Two articles currently being prepared for publication in The Medical Letter touch on the risks associated with NSAIDs.
One is a brief article reporting that the FDA has approved 2 generic formulations of celecoxib (Celebrex), which is the only COX-2 selective NSAID remaining on the market in the US. The COX-2 selective drugs, also called coxibs, were supposed to provide the analgesic and anti-inflammatory effects of nonselective NSAIDs without their GI toxicity. They did that, but their prothrombotic effects took down first rofecoxib (Vioxx) and then valdecoxib (Bextra). Celecoxib was the least COX-2 selective of the coxibs, and it has not only survived but prospered, ranking among the 25 drugs most prescribed in the US. There is general agreement that celecoxib causes less GI toxicity than ibuprofen or naproxen. Whether it could be a little less heart-healthy than the nonselective NSAIDs is unclear; in any case, the absolute risk is small.
The second article is on Drugs for Osteoarthritis, which many seniors self-medicate effectively with NSAIDs.

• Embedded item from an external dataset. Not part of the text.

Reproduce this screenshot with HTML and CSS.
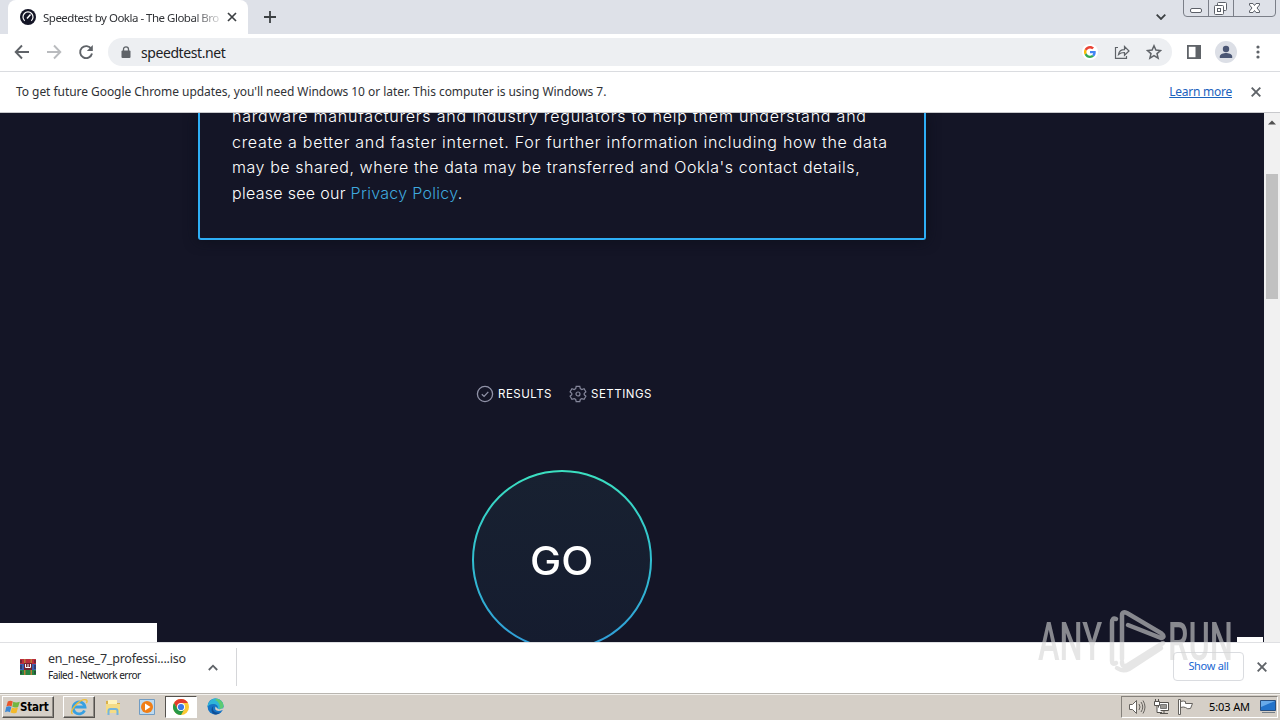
FILE: index.html
```
<!DOCTYPE html>
<html lang="en">
<head>
    <meta charset="UTF-8">
    <meta name="viewport" content="width=device-width, initial-scale=1.0">
    <title>Speedtest by Ookla</title>
    <link rel="stylesheet" href="styles.css">
</head>
<body>
    <!-- Tab strip -->
    <div class="tabstrip">
        <div class="tab">
            <svg class="favicon" width="16" height="16" viewBox="0 0 16 16">
                <circle cx="8" cy="8" r="8" fill="#141526"/>
                <path d="M4.700 11.700a5 5 0 1 1 6.600 0" fill="none" stroke="#fff" stroke-width="1.200"/>
                <path d="M7 9.500l3.500-4" stroke="#fff" stroke-width="1.500"/>
            </svg>
            <span class="tab-title">Speedtest by Ookla - The Global Bro</span>
            <svg width="10" height="10" viewBox="0 0 10 10"><path d="M1 1l8 8M9 1l-8 8" stroke="#3c4043" stroke-width="1.700"/></svg>
        </div>
        <svg class="new-tab" width="12" height="12" viewBox="0 0 12 12"><path d="M6 0v12M0 6h12" stroke="#3c4043" stroke-width="1.800"/></svg>
        <svg class="tab-search" width="10" height="6" viewBox="0 0 10 6"><path d="M.7.7L5 5 9.300.7" fill="none" stroke="#3c4043" stroke-width="1.800"/></svg>
        <div class="win-buttons">
            <svg width="97" height="17" viewBox="0 0 97 17" fill="none" stroke="#7b7f88">
                <path d="M.5 0v13q0 3.500 3.500 3.500h85q3.500 0 3.500-3.500V0M25.500 0v16.500M50.500 0v16.500"/>
                <g stroke="#5c6068">
                    <rect x="7.500" y="8.500" width="11" height="4" rx="1.500" fill="#fff"/>
                    <rect x="34.500" y="2.500" width="9" height="8" rx="1" fill="#fff"/>
                    <rect x="31.500" y="5.500" width="9" height="9" rx="1" fill="#fff"/>
                    <rect x="34.500" y="8.500" width="3" height="3"/>
                    <path d="M66.500 3.500h3.500l1.500 2 1.500-2h3.500v1.500L74 8l2.500 3v1.500H73l-1.500-2-1.500 2h-3.500V11L69 8l-2.500-3z" fill="#fff"/>
                </g>
            </svg>
        </div>
    </div>

    <!-- Toolbar -->
    <div class="toolbar">
        <svg class="nav-icon" width="16" height="16" viewBox="0 0 16 16" fill="none" stroke="#5f6368" stroke-width="1.900"><path d="M15 8H2M8 1.500L1.700 8 8 14.500"/></svg>
        <svg class="nav-icon" width="16" height="16" viewBox="0 0 16 16" fill="none" stroke="#b9bbbe" stroke-width="1.900"><path d="M1 8h13M8 1.500L14.300 8 8 14.500"/></svg>
        <svg class="nav-icon" width="16" height="16" viewBox="0 0 16 16"><path d="M13.300 5A6 6 0 1 0 14 9.500" fill="none" stroke="#5f6368" stroke-width="1.900"/><path d="M14.800 1v6H8.800z" fill="#5f6368"/></svg>
        <div class="omnibox">
            <svg width="10" height="13" viewBox="0 0 10 13"><rect x=".5" y="4.500" width="9" height="7.500" rx="1" fill="#5f6368"/><path d="M2.500 5V3.300a2.500 2.500 0 0 1 5 0V5" fill="none" stroke="#5f6368" stroke-width="1.300"/></svg>
            <span class="url">speedtest.net</span>
            <div class="omni-icons">
                <span class="google">
                    <svg width="12" height="12" viewBox="0 0 48 48">
                        <path fill="#ea4335" d="M24 9.500c3.500 0 6.700 1.200 9.200 3.600l6.900-6.900C35.900 2.400 30.500 0 24 0 14.600 0 6.500 5.400 2.600 13.200l8 6.200C12.400 13.700 17.700 9.500 24 9.500z"/>
                        <path fill="#4285f4" d="M47 24.600c0-1.600-.2-3.100-.4-4.600H24v9h12.900c-.6 3-2.200 5.500-4.700 7.200l7.700 6C44.400 38 47 31.800 47 24.600z"/>
                        <path fill="#fbbc05" d="M10.500 28.600a14.500 14.500 0 0 1 0-9.200l-8-6.200a24 24 0 0 0 0 21.600z"/>
                        <path fill="#34a853" d="M24 48c6.500 0 11.900-2.100 15.900-5.800l-7.700-6c-2.200 1.500-4.900 2.300-8.200 2.300-6.300 0-11.600-4.200-13.500-9.900l-8 6.200C6.500 42.600 14.600 48 24 48z"/>
                    </svg>
                </span>
                <svg width="16" height="16" viewBox="0 0 16 16" fill="none" stroke="#5f6368" stroke-width="1.200"><path d="M4 3.500H1.500v10.900h11V12M4.500 10.500c.5-3 2.500-4.800 6-4.800V2.500L15 7l-4.500 4.300V8.500c-2.500 0-4.500.5-6 2z"/></svg>
                <svg width="16" height="16" viewBox="0 0 16 16"><path d="M8 1.800l1.900 4.300 4.600.4-3.500 3.100 1.100 4.600L8 11.700l-4.100 2.500L5 9.600 1.500 6.500l4.600-.4z" fill="none" stroke="#5f6368" stroke-width="1.500"/></svg>
            </div>
        </div>
        <svg class="side-panel" width="14" height="14" viewBox="0 0 14 14"><rect x=".9" y=".9" width="12.200" height="12.200" fill="none" stroke="#5f6368" stroke-width="1.800"/><path d="M8.500 0H14v14H8.500z" fill="#5f6368"/></svg>
        <svg class="avatar" width="22" height="22" viewBox="0 0 22 22"><circle cx="11" cy="11" r="11" fill="#dcdfe6"/><circle cx="11" cy="8" r="3.200" fill="#4a5674"/><path d="M4.800 17v-1.500c0-2.300 4-3.400 6.200-3.400s6.200 1.100 6.200 3.400V17z" fill="#4a5674"/></svg>
        <svg width="4" height="14" viewBox="0 0 4 14" fill="#5f6368"><circle cx="2" cy="2" r="1.600"/><circle cx="2" cy="7" r="1.600"/><circle cx="2" cy="12" r="1.600"/></svg>
    </div>

    <!-- Info bar -->
    <div class="infobar">
        <span class="info-text">To get future Google Chrome updates, you'll need Windows 10 or later. This computer is using Windows 7.</span>
        <a class="learn-more">Learn more</a>
        <svg width="10" height="10" viewBox="0 0 10 10"><path d="M.7.7l8.600 8.600M9.300.7L.7 9.300" stroke="#5f6368" stroke-width="1.900"/></svg>
    </div>

    <!-- Page -->
    <div class="viewport">
        <main class="page">
            <section class="consent">
                <p>
                    <span class="line l1">hardware manufacturers and industry regulators to help them understand and</span>
                    <span class="line l2">create a better and faster internet. For further information including how the data</span>
                    <span class="line l3">may be shared, where the data may be transferred and Ookla's contact details,</span>
                    <span class="line l4">please see our <a>Privacy Policy</a>.</span>
                </p>
            </section>
            <nav class="links">
                <svg width="18" height="18" viewBox="0 0 18 18" fill="none" stroke="#9193a8" stroke-width="1.300"><circle cx="9" cy="9" r="7.600"/><path d="M5.800 9.200l2.300 2.200 4.200-4.500"/></svg>
                <span class="results">RESULTS</span>
                <svg width="18" height="18" viewBox="0 0 18 18" fill="none" stroke="#85879b" stroke-width="1.200"><path d="M7.200 1.300h3.600l.5 2.300 1.500.9 2.300-.8 1.800 3.100-1.700 1.600v1.300l1.700 1.500-1.800 3.100-2.300-.7-1.500.9-.5 2.200H7.200l-.5-2.200-1.500-.9-2.300.7-1.800-3.100 1.700-1.500V8.400L1.100 6.800l1.800-3.100 2.300.8 1.500-.9z"/><circle cx="9" cy="9" r="2"/></svg>
                <span class="settings">SETTINGS</span>
            </nav>
            <div class="go">
                <svg class="go-ring" width="180" height="180" viewBox="0 0 180 180">
                    <defs>
                        <linearGradient id="ring" x1="0" y1="0" x2="0" y2="1"><stop offset="0" stop-color="#3be0c0"/><stop offset=".5" stop-color="#31bfd0"/><stop offset="1" stop-color="#309bd8"/></linearGradient>
                        <linearGradient id="disc" x1="0" y1="0" x2="0" y2="1"><stop offset="0" stop-color="#182131"/><stop offset="1" stop-color="#151c2f"/></linearGradient>
                    </defs>
                    <circle cx="90" cy="90" r="89" fill="url(#disc)" stroke="url(#ring)" stroke-width="2"/>
                </svg>
                <span class="go-text">GO</span>
            </div>
        </main>
        <div class="scrollbar">
            <svg width="8" height="5" viewBox="0 0 8 5"><path d="M0 4.500L4 .5l4 4z" fill="#505050"/></svg>
            <div class="thumb"></div>
        </div>
        <div class="status-bubble"></div>
        <div class="corner-bubble"></div>
    </div>

    <!-- Downloads -->
    <div class="downloads">
        <svg width="16" height="16" viewBox="0 0 16 16">
            <path d="M0 0h16v5H0z" fill="#bc2e3d"/><path d="M0 5h16v6H0z" fill="#3d60b0"/><path d="M0 11h16v5H0z" fill="#278442"/>
            <path d="M1 1v3M1 6v4M1 12v3M15 1v3M15 6v4M15 12v3" stroke="#281c35"/>
            <path d="M4 0h1.500v16H4zM10.500 0H12v16h-1.500z" fill="#b87a36"/>
            <path d="M4 4h8v7H4z" fill="#752431"/><path d="M5.500 5v3.500h5V5M8 5v3.500" fill="none" stroke="#fff"/>
        </svg>
        <div class="file">
            <span class="file-name">en_nese_7_professi....iso</span>
            <span class="file-state">Failed - Network error</span>
        </div>
        <svg class="caret" width="10" height="7" viewBox="0 0 10 7"><path d="M.8 6L5 1.700 9.200 6" fill="none" stroke="#5f6368" stroke-width="1.800"/></svg>
        <div class="divider"></div>
        <div class="show-all">Show all</div>
        <svg width="10" height="10" viewBox="0 0 10 10"><path d="M.7.7l8.600 8.600M9.300.7L.7 9.300" stroke="#5f6368" stroke-width="1.900"/></svg>
    </div>

    <!-- Taskbar -->
    <div class="taskbar">
        <div class="start">
            <svg width="15" height="16" viewBox="0 0 16 16"><path d="M3 2q3-1.500 5.300.2L7 7.500Q4.500 6 1.500 7.500z" fill="#e8562b"/><path d="M8.800 2.500q3 1.500 7 0L14 8q-3.500 1.200-6.200-.2z" fill="#72b641"/><path d="M1.300 8q3-1.500 5.500 0L5.300 13.500q-2.500-1.500-5.300 0z" fill="#3d88d4"/><path d="M7.400 8.500q2.600 1.400 6.400 0L12.300 14q-3.400 1.400-6.400-.2z" fill="#f3b92b"/></svg>
            <span>Start</span>
        </div>
        <div class="task raised">
            <svg width="18" height="18" viewBox="0 0 18 18" fill="none"><path d="M14.500 12.500A6 6 0 1 1 15 9H4" stroke="#37a0e2" stroke-width="2.800"/><path d="M2.500 16C-2 13 11-.5 16.500 2c1 .6.500 2-.2 3" stroke="#edbd38" stroke-width="1.400"/></svg>
        </div>
        <div class="task">
            <svg width="18" height="18" viewBox="0 0 18 18"><path d="M2 3h5l1 2h8v10H2z" fill="#d9b04b"/><path d="M4 2h9v5H4z" fill="#fff4bd"/><path d="M2 6h14v9H2z" fill="#f5dc85"/><path d="M4.500 17v-4q0-2 2-2h5q2 0 2 2v4" fill="none" stroke="#75b5dc" stroke-width="2"/></svg>
        </div>
        <div class="task">
            <svg width="18" height="18" viewBox="0 0 18 18"><path d="M1.500 1.500h15v15h-15z" fill="#bddaf0" stroke="#719cc3"/><circle cx="9" cy="9" r="6" fill="#f07e16"/><path d="M7 5.500l5.500 3.500L7 12.500z" fill="#fff"/></svg>
        </div>
        <div class="task pressed">
            <svg width="16" height="16" viewBox="0 0 16 16"><circle cx="8" cy="8" r="8" fill="#fcc934"/><path d="M1.070 4A8 8 0 0 1 14.930 4H8L4.540 10z" fill="#e33b2e"/><path d="M1.070 4A8 8 0 0 0 8 16l3.460-6H4.540z" fill="#279847"/><circle cx="8" cy="8" r="4" fill="#fff"/><circle cx="8" cy="8" r="3.100" fill="#3c78e7"/></svg>
        </div>
        <div class="task">
            <svg width="17" height="17" viewBox="0 0 17 17"><circle cx="8.500" cy="8.500" r="8" fill="#1674c5"/><path d="M.6 8C1.500 3 5 .5 8.500.5c5 0 8 4 8 7.500 0 3-4 4-6 2.500C12 8 9 6 6 6 3.500 6 1.500 7 .6 9z" fill="#2fb5d8"/><path d="M10 .8c4 .7 6.500 4 6.500 7.200 0 2-2 3-4 3 1-3 0-7-4.500-9z" fill="#5dcb72"/><path d="M6.500 8c-2 4 1 7.500 7 6.500-1.500 1.500-4 2-5.500 2C4 15.500 3.500 10 6.500 8z" fill="#104e95"/><path d="M8.500 8.500q-1.500 4 3 4.500 2 0 4-1l1 1v-3q-4 2-6 .5z" fill="#d5cfc7"/></svg>
        </div>
        <div class="tray">
            <svg width="18" height="16" viewBox="0 0 18 16" fill="#fff" stroke="#65625e"><path d="M1.500 5.500h3l4-4v13l-4-4h-3z"/><path d="M11 5q2 3 0 6M13 3q3.500 5 0 10M15 1.500q4 6.500 0 13" fill="none"/></svg>
            <svg width="17" height="16" viewBox="0 0 17 16" fill="#fff" stroke="#55524e"><path d="M5.500 3.500h10v8h-10zM7 14.500h8M11 11.500v3"/><path d="M7.500 5.500h6v4h-6z" fill="#9a9894" stroke="#777"/><path d="M1.500 2.500h5v4h-5zM2.500 0v2M5.500 0v2M4 6.500v7h5"/></svg>
            <svg width="17" height="16" viewBox="0 0 17 16" fill="#fff" stroke="#65625e"><path d="M1.500.5h2v15h-2zM3.500 2.500q3-1 5 0v2h7l-2 5q-3 1-5-1-2-1-5 0z"/></svg>
            <span class="clock">5:03 AM</span>
            <svg width="17" height="15" viewBox="0 0 17 15"><path d="M.5 1.500h15v10H.5z" fill="#2373ca" stroke="#284f80"/><path d="M1 2h14L1 8z" fill="#68aae9"/><path d="M2 13.500h13" stroke="#747d86"/></svg>
        </div>
    </div>

    <!-- Recorder watermark, lies over the page and the shelf -->
    <svg class="watermark" width="200" height="70" viewBox="0 0 200 70">
        <g class="watermark-text">
            <text x="3" y="55" textLength="64" lengthAdjust="spacingAndGlyphs">ANY</text>
            <text x="133" y="55" textLength="65" lengthAdjust="spacingAndGlyphs">RUN</text>
        </g>
        <path d="M81 14q-4-2-4 4v38q0 4 4 2M87 54V10q0-4 5-2l34 20q5 4 0 5L93 20M128 38L93 60q-6 3-6-3M126 43L94 64q-6 3-12-1" fill="none" stroke="#d6d6d6" stroke-width="4.500" stroke-linecap="round"/>
    </svg>
</body>
</html>
```
FILE: styles.css
```
* {
    box-sizing: border-box;
}
body {
    margin: 0;
    width: 1280px;
    height: 720px;
    overflow: hidden;
    display: flex;
    flex-direction: column;
    position: relative;
    font-family: "Noto Sans", "Open Sans", sans-serif;
    font-size: 12px;
    color: #303236;
    background-color: #fff;
}
svg {
    display: block;
    flex-shrink: 0;
}
span, a {
    white-space: nowrap;
}

/* tab strip */
.tabstrip {
    height: 34px;
    flex-shrink: 0;
    display: flex;
    align-items: center;
    padding-left: 8px;
    background-color: #dee1e8;
}
.tab {
    width: 240px;
    height: 34px;
    display: flex;
    align-items: center;
    padding: 0 11px 0 12px;
    background-color: #fff;
    border-radius: 8px 8px 0 0;
}
.tab-title {
    width: 176px;
    margin: 0 8px 0 7px;
    font-size: 11.5px;
    letter-spacing: -0.5px;
    -webkit-mask-image: linear-gradient(to right, #000 150px, transparent 182px);
    mask-image: linear-gradient(to right, #000 150px, transparent 182px);
}
.new-tab {
    margin-left: 16px;
}
.tab-search {
    margin-left: auto;
}
.win-buttons {
    align-self: flex-start;
    margin-left: 17px;
}

/* toolbar */
.toolbar {
    height: 38px;
    flex-shrink: 0;
    display: flex;
    align-items: center;
    padding: 0 20px 1px 14px;
    border-bottom: 1px solid #dadce0;
}
.nav-icon {
    margin-right: 16px;
}
.omnibox {
    width: 1064px;
    height: 28px;
    margin-left: -2px;
    padding: 0 10px 0 13px;
    display: flex;
    align-items: center;
    border-radius: 14px;
    background-color: #edeff2;
}
.url {
    margin-left: 10px;
    font-size: 14px;
    letter-spacing: -0.42px;
    color: #202124;
}
.omni-icons {
    display: flex;
    align-items: center;
    gap: 16px;
    margin-left: auto;
}
.google {
    padding: 2px;
    border-radius: 50%;
    background-color: #fff;
}
.side-panel {
    margin-left: 15px;
}
.avatar {
    margin: 0 19px 0 14px;
}

/* info bar */
.infobar {
    height: 41px;
    flex-shrink: 0;
    display: flex;
    align-items: center;
    padding: 0 19px 1px 16px;
    border-bottom: 1px solid #c8c9cc;
}
.info-text {
    letter-spacing: -0.05px;
}
.learn-more {
    margin: 0 19px 0 auto;
    color: #1b62bd;
    letter-spacing: -0.25px;
    text-decoration: underline;
}

/* web page */
.viewport {
    height: 529px;
    flex-shrink: 0;
    display: flex;
    position: relative;
    overflow: hidden;
}
.page {
    width: 1264px;
    padding-left: 198px;
    background-color: #141526;
    color: #fff;
    font-family: Inter, "Open Sans", sans-serif;
}
.consent {
    width: 728px;
    height: 127px;
    padding: 0 32px 32px;
    display: flex;
    align-items: flex-end;
    overflow: hidden;
    border: 2px solid #2eaef5;
    border-top: none;
    border-radius: 0 0 3px 3px;
    box-shadow: 0 0 14px #0c0f1b;
}
.consent p {
    margin: 0;
    font-size: 16px;
    font-weight: 300;
    line-height: 25.4px;
}
.line {
    display: block;
}
.l1 {
    letter-spacing: 0.79px;
}
.l2 {
    letter-spacing: 0.72px;
}
.l3 {
    letter-spacing: 0.56px;
}
.l4 {
    letter-spacing: 0.3px;
}
.consent a {
    color: #3fa9de;
}
.links {
    width: 728px;
    height: 20px;
    margin-top: 144px;
    padding-left: 278px;
    display: flex;
    align-items: center;
    font-size: 11.5px;
    letter-spacing: 0.5px;
}
.links span {
    margin-left: 4px;
}
.results {
    width: 71px;
}
.go {
    width: 728px;
    margin-top: 66px;
    display: grid;
    place-items: center;
}
.go-ring, .go-text {
    grid-area: 1 / 1;
}
.go-text {
    font-size: 39px;
    font-weight: 500;
    transform: scaleX(1.07);
}
.scrollbar {
    width: 16px;
    padding-top: 7px;
    display: flex;
    flex-direction: column;
    align-items: center;
    background-color: #f1f1f1;
}
.thumb {
    width: 12px;
    height: 125px;
    margin-top: 49px;
    background-color: #c1c1c1;
}
.status-bubble {
    position: absolute;
    left: 0;
    bottom: 0;
    width: 157px;
    height: 19px;
    background-color: #fff;
}
.corner-bubble {
    position: absolute;
    right: 17px;
    bottom: 0;
    width: 26px;
    height: 5px;
    background-color: #fff;
}

/* download shelf */
.downloads {
    height: 51px;
    flex-shrink: 0;
    display: flex;
    align-items: center;
    padding: 0 13px 2px 20px;
    border-top: 1px solid #dfe0e3;
}
.file {
    width: 138px;
    margin: -1px 0 0 12px;
    display: flex;
    flex-direction: column;
}
.file-name {
    line-height: 17px;
    font-size: 12.5px;
    letter-spacing: -0.22px;
}
.file-state {
    line-height: 16px;
    font-size: 10px;
    letter-spacing: -0.46px;
    color: #202124;
}
.caret {
    margin-left: 22px;
}
.divider {
    width: 1px;
    height: 38px;
    margin-left: 18px;
    background-color: #d5d6d9;
}
.show-all {
    width: 71px;
    height: 29px;
    margin: -1px 13px 0 auto;
    border: 1px solid #dadce0;
    border-radius: 4px;
    color: #1967d2;
    font-size: 11px;
    letter-spacing: -0.3px;
    line-height: 26px;
    text-align: center;
}

/* taskbar */
.taskbar {
    height: 27px;
    flex-shrink: 0;
    display: flex;
    align-items: center;
    padding: 1px 2px 2px;
    border-top: 1px solid #b9b6b0;
    background-color: #d5cfc7;
    box-shadow: inset 0 1px #f3f1ed;
}
.start, .raised {
    border: 1px solid;
    border-color: #fff #55524e #55524e #fff;
    box-shadow: inset -1px -1px #8f8b85;
}
.start {
    width: 52px;
    height: 22px;
    padding-left: 2px;
    display: flex;
    align-items: center;
    color: #000;
    font-family: "DejaVu Sans Condensed", "DejaVu Sans", sans-serif;
    font-size: 11.5px;
    font-weight: bold;
    letter-spacing: -0.2px;
    margin-right: 9px;
}
.task {
    width: 32px;
    height: 22px;
    margin-right: 2px;
    display: flex;
    align-items: center;
    justify-content: center;
}
.pressed {
    border: 1px solid;
    border-color: #55524e #fff #fff #55524e;
    background-color: #fff;
}
.tray {
    width: 157px;
    height: 22px;
    margin-left: auto;
    padding: 0 1px 0 6px;
    display: flex;
    align-items: center;
    gap: 7px;
    border: 1px solid;
    border-color: #85817b #fff #fff #85817b;
    color: #000;
    font-size: 11px;
}
.clock {
    margin: 0 3px 0 8px;
    letter-spacing: -0.1px;
}

.watermark {
    position: absolute;
    left: 1035px;
    top: 605px;
    opacity: 0.6;
}
.watermark-text {
    fill: #d6d6d6;
    font-family: Roboto, sans-serif;
    font-size: 53px;
    font-weight: 500;
}
```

But we should probably warn them against doing that because even if they take celecoxib and minimize the risk of GI bleeding, they are still susceptible to the renal toxicity of NSAIDs, which is unaffected by COX selectivity and is much worse in the elderly. Renal side effects of NSAIDs include salt and water retention, decreased effectiveness of antihypertensive meds, decreased effectiveness of diuretics, decreased urate excretion, and hyperkalemia. So they develop hypertension or their pre-existing hypertension grows worse, they go into heart failure, they develop gout, and their kidneys fail. Acetaminophen may be a little less effective, but as long as they don’t overdose, it’s probably a lot safer.